The research shows it. The Economist says it. And it does simply make sense, because we live in a capitalist society. In Simpsons quotes, this means:

simpsons money goods and services

Money, and having it, and utilising it to get the basic necessities of life, is basically the central pillar of human life in a capitalist society. (It shouldn’t be, but that’s a whole other post.) Poverty is the specific lack of money. And it’s not like there isn’t enough money to go around: it’s simply being funnelled into the hands of a few. I may sound a little leftwing here, but you know what the obvious conclusion is to me?

We fix poverty by redistributing the wealth of the nation more fairly.

italian spiderman

For the NZ left in 2015, however, there’s a few challenges to face. We’ve accepted a lot of rightwing framing about the deserving poor, the undeserving poor, and the supremacy of paid work as the be-all and end-all of human value. It’s not a simple matter of taking this research and saying “see?

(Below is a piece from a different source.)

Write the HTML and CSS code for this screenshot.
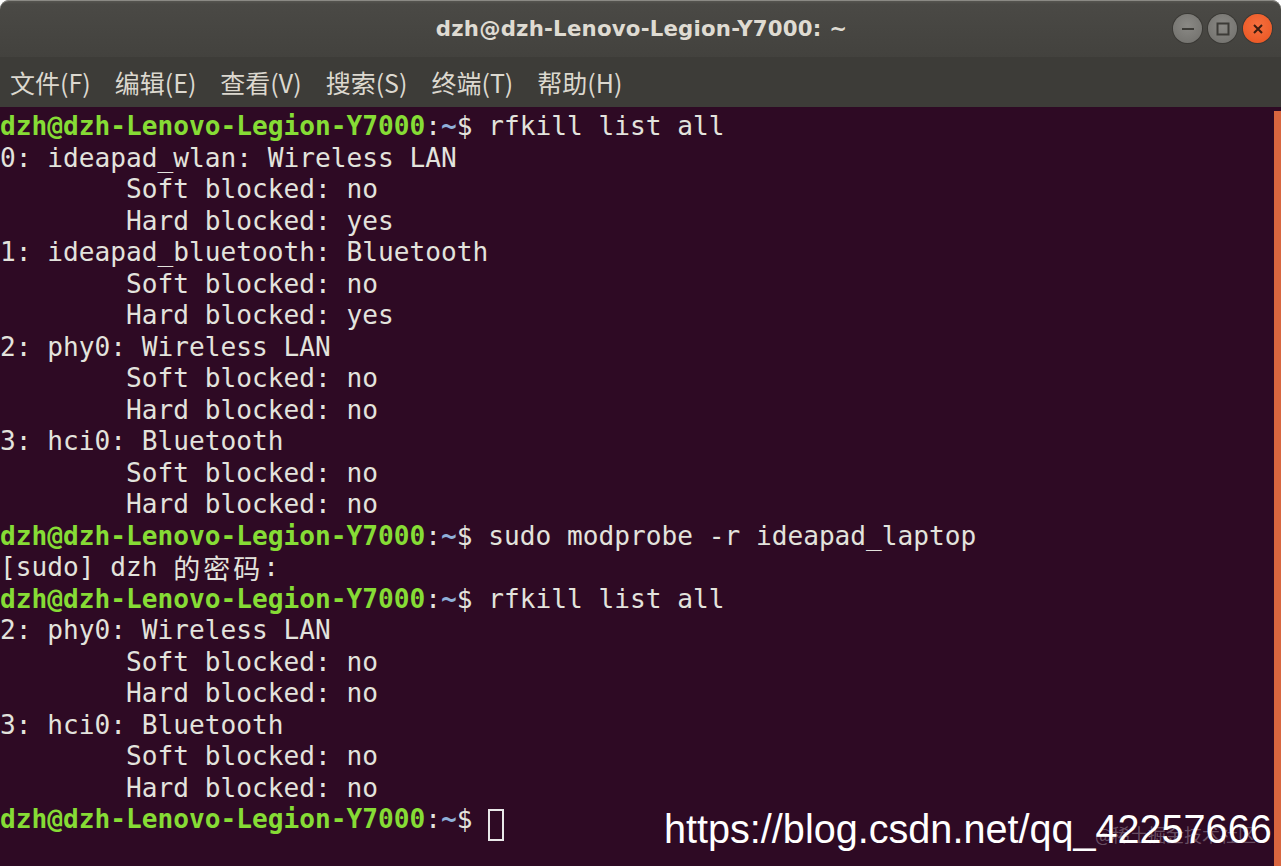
FILE: index.html
```html
<!DOCTYPE html>
<html>
<head>
<meta charset="utf-8">
<link rel="stylesheet" href="styles.css">
</head>
<body>
<div class="window">
  <div class="titlebar">
    <div class="title">dzh@dzh-Lenovo-Legion-Y7000: ~</div>
    <div class="controls">
      <span class="btn"><svg width="28" height="28" viewBox="0 0 28 28"><line x1="8" y1="14" x2="20" y2="14" stroke="#3c3b37" stroke-width="2"/></svg></span>
      <span class="btn"><svg width="28" height="28" viewBox="0 0 28 28"><rect x="8.5" y="8.5" width="11" height="11" fill="none" stroke="#3c3b37" stroke-width="2"/></svg></span>
      <span class="btn close"><svg width="28" height="28" viewBox="0 0 28 28"><path d="M10 10 L18 18 M18 10 L10 18" stroke="#3c1d10" stroke-width="2"/></svg></span>
    </div>
  </div>
  <div class="menubar">
    <span>文件(F)</span><span>编辑(E)</span><span>查看(V)</span><span>搜索(S)</span><span>终端(T)</span><span>帮助(H)</span>
  </div>
  <div class="terminal">
    <div class="screen">
      <div class="ln"><span class="u">dzh@dzh-Lenovo-Legion-Y7000</span>:<span class="d">~</span>$ rfkill list all</div>
      <div class="ln">0: ideapad_wlan: Wireless LAN</div>
      <div class="ln">        Soft blocked: no</div>
      <div class="ln">        Hard blocked: yes</div>
      <div class="ln">1: ideapad_bluetooth: Bluetooth</div>
      <div class="ln">        Soft blocked: no</div>
      <div class="ln">        Hard blocked: yes</div>
      <div class="ln">2: phy0: Wireless LAN</div>
      <div class="ln">        Soft blocked: no</div>
      <div class="ln">        Hard blocked: no</div>
      <div class="ln">3: hci0: Bluetooth</div>
      <div class="ln">        Soft blocked: no</div>
      <div class="ln">        Hard blocked: no</div>
      <div class="ln"><span class="u">dzh@dzh-Lenovo-Legion-Y7000</span>:<span class="d">~</span>$ sudo modprobe -r ideapad_laptop</div>
      <div class="ln">[sudo] dzh <span class="w">的</span><span class="w">密</span><span class="w">码</span>:</div>
      <div class="ln"><span class="u">dzh@dzh-Lenovo-Legion-Y7000</span>:<span class="d">~</span>$ rfkill list all</div>
      <div class="ln">2: phy0: Wireless LAN</div>
      <div class="ln">        Soft blocked: no</div>
      <div class="ln">        Hard blocked: no</div>
      <div class="ln">3: hci0: Bluetooth</div>
      <div class="ln">        Soft blocked: no</div>
      <div class="ln">        Hard blocked: no</div>
      <div class="ln"><span class="u">dzh@dzh-Lenovo-Legion-Y7000</span>:<span class="d">~</span>$ <span class="cursor"> </span></div>
    </div>
    <div class="scrollstrip"></div>
    <div class="wm-faint">@稀土掘金技术社区</div>
    <div class="watermark">https://blog.csdn.net/qq_42257666</div>
  </div>
</div>
</body>
</html>
```

FILE: styles.css
```css
html, body {
  margin: 0;
  padding: 0;
  background: #ffffff;
}
.window {
  width: 1281px;
  height: 866px;
  display: flex;
  flex-direction: column;
  overflow: hidden;
}
.titlebar {
  position: relative;
  height: 57px;
  flex: none;
  background: linear-gradient(#5a5954 0px, #4a4945 4px, #43423e 100%);
  border-radius: 9px 9px 0 0;
  box-shadow: inset 0 1px 0 #8a8984;
  display: flex;
  align-items: center;
  justify-content: center;
}
.title {
  font-family: "DejaVu Sans", "Noto Sans", sans-serif;
  font-weight: bold;
  font-size: 21.3px;
  color: #dfdbd2;
  letter-spacing: 0.2px;
  margin-left: 2px;
}
.controls {
  position: absolute;
  right: 9px;
  top: 14px;
  display: flex;
  gap: 6px;
}
.btn {
  width: 29px;
  height: 29px;
  border-radius: 50%;
  background: radial-gradient(circle at 50% 40%, #8a8985, #6f6e6a);
  box-shadow: 0 0 0 1px #3a3935;
  display: flex;
  align-items: center;
  justify-content: center;
}
.btn.close {
  background: radial-gradient(circle at 50% 40%, #f6703f, #e9531f);
}
.menubar {
  height: 50px;
  flex: none;
  background: #3d3c38;
  display: flex;
  align-items: center;
  gap: 24px;
  padding: 0 0 0 10px;
  font-family: "Noto Sans CJK SC", "Noto Sans", sans-serif;
  font-size: 25px;
  color: #dcd8cf;
}
.terminal {
  position: relative;
  flex: 1;
  background: #2e0a24;
  display: flex;
  padding-top: 4px;
}
.screen {
  flex: 1;
  font-family: "DejaVu Sans Mono", "Liberation Mono", "Noto Sans CJK SC", monospace;
  font-size: 26.16px;
  line-height: 31.5px;
  color: #e3e3dd;
}
.ln {
  height: 31.5px;
  white-space: pre;
}
.u {
  color: #86dc35;
  font-weight: bold;
}
.d {
  color: #8fb0d8;
  font-weight: bold;
}
.w {
  display: inline-block;
  width: 2ch;
  font-family: "Noto Sans CJK SC", sans-serif;
  font-size: 27px;
  vertical-align: top;
}
.cursor {
  display: inline-block;
  width: 16px;
  height: 32px;
  border: 2px solid #e8e8e8;
  box-sizing: border-box;
  vertical-align: -7px;
}
.scrollstrip {
  width: 7px;
  flex: none;
  background: #d9663f;
}
.watermark {
  position: absolute;
  left: 664px;
  top: 700px;
  font-family: "Liberation Sans", Arial, sans-serif;
  font-size: 40px;
  color: #ffffff;
  transform-origin: left top;
  transform: scaleX(0.99);
  white-space: nowrap;
}
.wm-faint {
  position: absolute;
  left: 1095px;
  top: 714px;
  font-family: "Noto Sans CJK SC", sans-serif;
  font-size: 18px;
  color: rgba(200, 190, 200, 0.4);
  white-space: nowrap;
}
```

Money does fix the problem!” Because it’s been a very long time since Labour, at least, was the party of raising benefits and supporting the poorest New Zealanders unconditionally.

Berentson-Shaw also says:

Pushing parents into work simply shifts them from welfare poor to working poor; between 40 and 50 per cent of our kids in poverty have working parents. The only time in recent years New Zealand reduced child poverty was when we gave cash to some poor via Working for Families.

And Working for Families was explicitly denied to parents on benefits. It was a step in the right direction – but one only taken by reinforcing the idea that the children of beneficiaries can be used as leverage to force their parents into paid work. By accepting that beneficiaries must be forced into paid work. Even when its simply not available.

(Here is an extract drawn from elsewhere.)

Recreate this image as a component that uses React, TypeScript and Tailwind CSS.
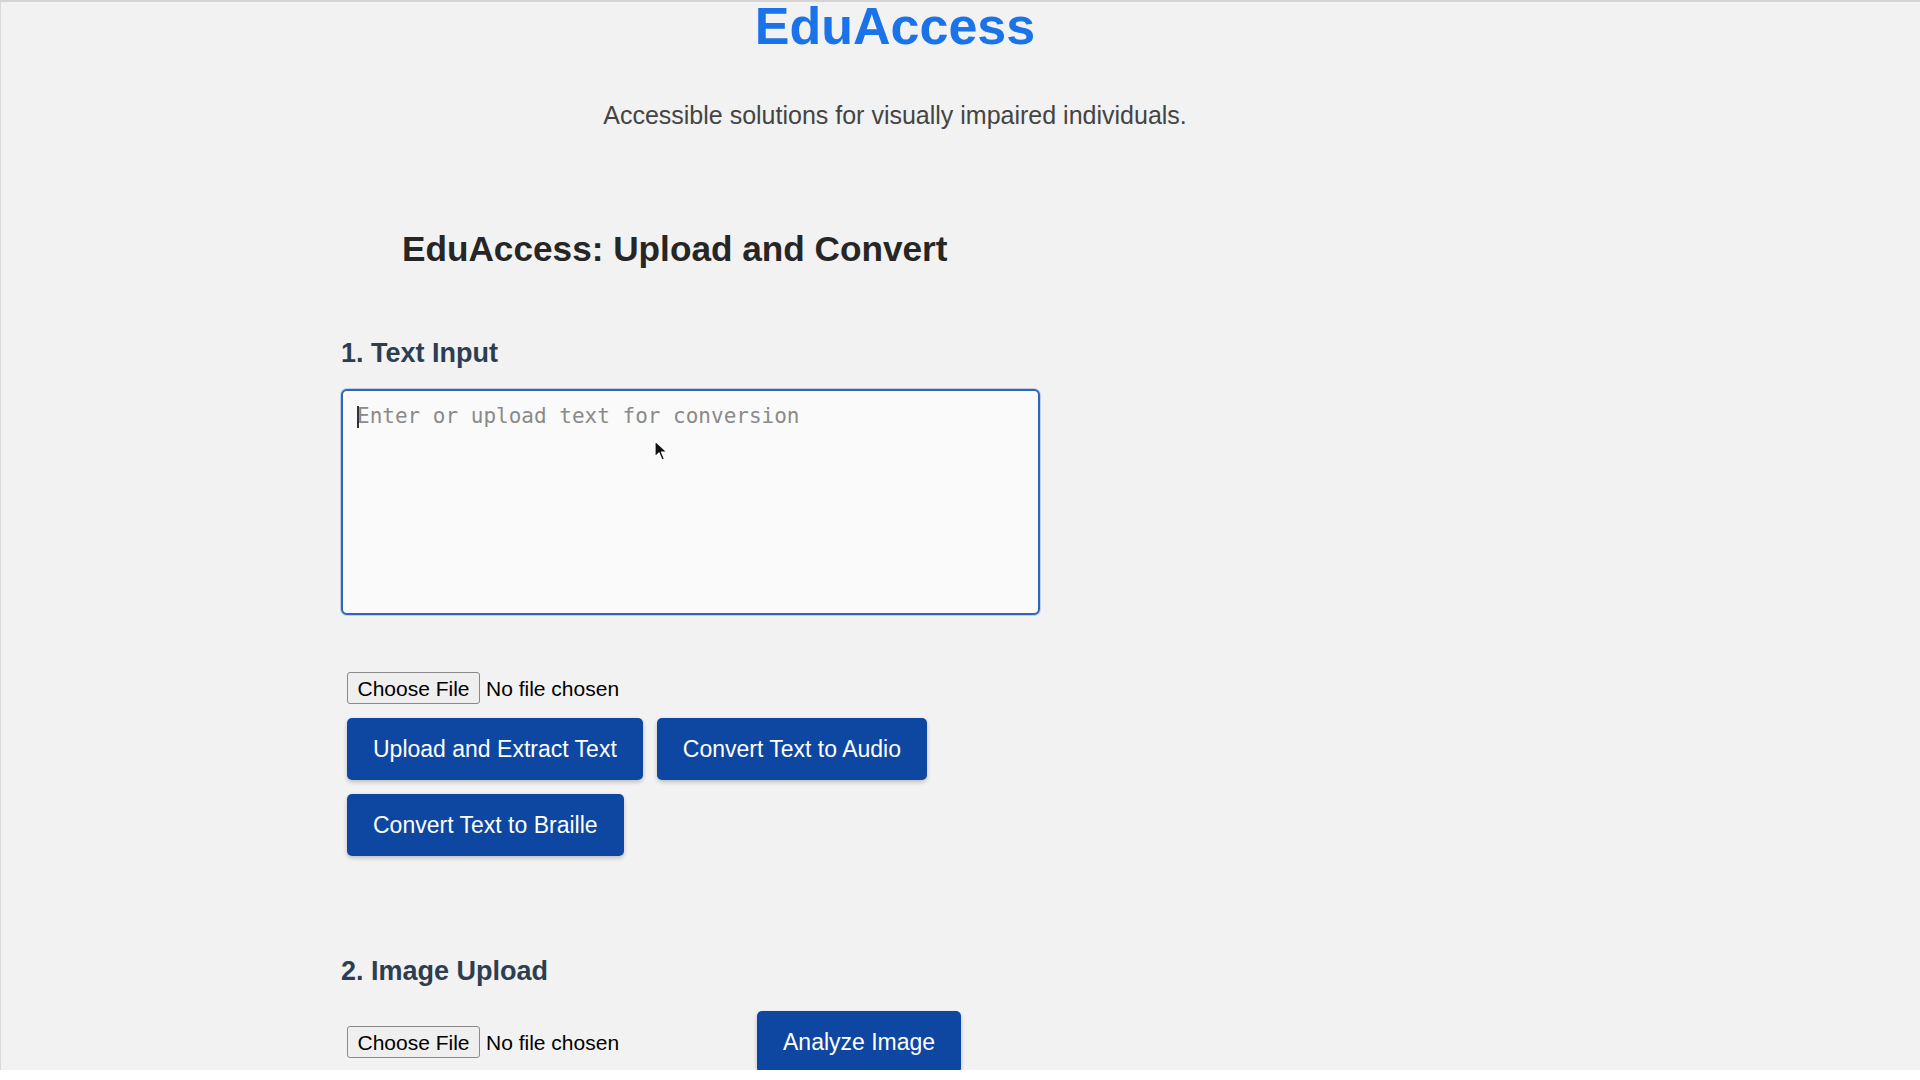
import React from "react";

const sans = "font-['Liberation_Sans',Arial,Helvetica,sans-serif]";

function FileField({ className = "" }: { className?: string }) {
  return (
    <label className={`flex items-center text-[21px] text-black cursor-pointer ${className}`}>
      <input type="file" className="hidden" />
      <span className="h-[32px] w-[133px] flex items-center justify-center bg-[#efefef] border border-[#8a8a8a] rounded-[3px] leading-none">
        Choose File
      </span>
      <span className="ml-[6px] leading-none">No file chosen</span>
    </label>
  );
}

function ActionButton({ label }: { label: string }) {
  return (
    <button className="h-[62px] px-[26px] bg-[#0d47a1] text-white text-[23px] leading-none rounded-[5px] shadow-[0_2px_4px_rgba(0,0,0,0.22)]">
      {label}
    </button>
  );
}

export default function App() {
  return (
    <div className={`h-[1080px] bg-white overflow-hidden ${sans}`}>
      <div className="h-[1070px] bg-[#f2f2f2] border-t-2 border-t-[#d4d4d4] border-l border-l-[#dadada] overflow-hidden">
        {/* Header */}
        <header className="w-[1788px] text-center">
          <h1 className="text-[52px] leading-[48px] font-bold text-[#1a73e8]">EduAccess</h1>
          <p className="mt-[50px] text-[25px] leading-[30px] text-[#444]">
            Accessible solutions for visually impaired individuals.
          </p>
        </header>

        <main className="pl-[340px]">
          <h2 className="mt-[98px] ml-[61px] text-[35.2px] leading-[42px] font-bold text-[#262626]">
            EduAccess: Upload and Convert
          </h2>

          {/* Section 1 */}
          <section>
            <h3 className="mt-[68px] text-[27px] leading-[30px] font-bold text-[#2c3e50]">1. Text Input</h3>
            <div className="relative mt-[21px] w-[699px] h-[226px]">
              <textarea
                placeholder="Enter or upload text for conversion"
                className="w-full h-full resize-none bg-[#fafafa] border-2 border-[#2b67b6] rounded-[6px] pt-[12px] px-[14px] font-['DejaVu_Sans_Mono',monospace] text-[21px] leading-[26px] text-[#333] placeholder:text-[#8a8a8a] outline-none shadow-[0_0_0_1px_rgba(43,103,182,0.25)]"
              />
              {/* caret */}
              <span className="absolute left-[16px] top-[17px] w-[2px] h-[22px] bg-[#333]" />
              {/* mouse pointer */}
              <svg className="absolute left-[313px] top-[51px]" width="14" height="22" viewBox="0 0 14 22">
                <path d="M1 1 L1 17 L5 13 L8 20 L10.5 19 L7.5 12 L13 12 Z" fill="#111" stroke="#fff" strokeWidth="1.2" strokeLinejoin="round" />
              </svg>
            </div>

            <div className="ml-[6px]">
              <FileField className="mt-[57px]" />
              <div className="mt-[14px] flex gap-[14px]">
                <ActionButton label="Upload and Extract Text" />
                <ActionButton label="Convert Text to Audio" />
              </div>
              <div className="mt-[14px] flex">
                <ActionButton label="Convert Text to Braille" />
              </div>
            </div>
          </section>

          {/* Section 2 */}
          <section>
            <h3 className="mt-[100px] text-[27px] leading-[30px] font-bold text-[#2c3e50]">2. Image Upload</h3>
            <div className="mt-[25px] ml-[6px] flex items-center">
              <FileField className="w-[410px]" />
              <ActionButton label="Analyze Image" />
            </div>
          </section>
        </main>
      </div>
    </div>
  );
}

I’m looking forward to seeing the next two articles on poverty in the DomPost. New Zealanders already agree that inequality is a massive issue and needs to be addressed. Hopefully we can change the conversation from the mean-spirited rightwing frame and get the basic message out there: we are a nation of people who care for each other. We can ensure that every family has the basics of life, and a life with dignity. That means a great public education system, healthcare, state-provided housing, feeding the kids, and giving everyone enough to live on.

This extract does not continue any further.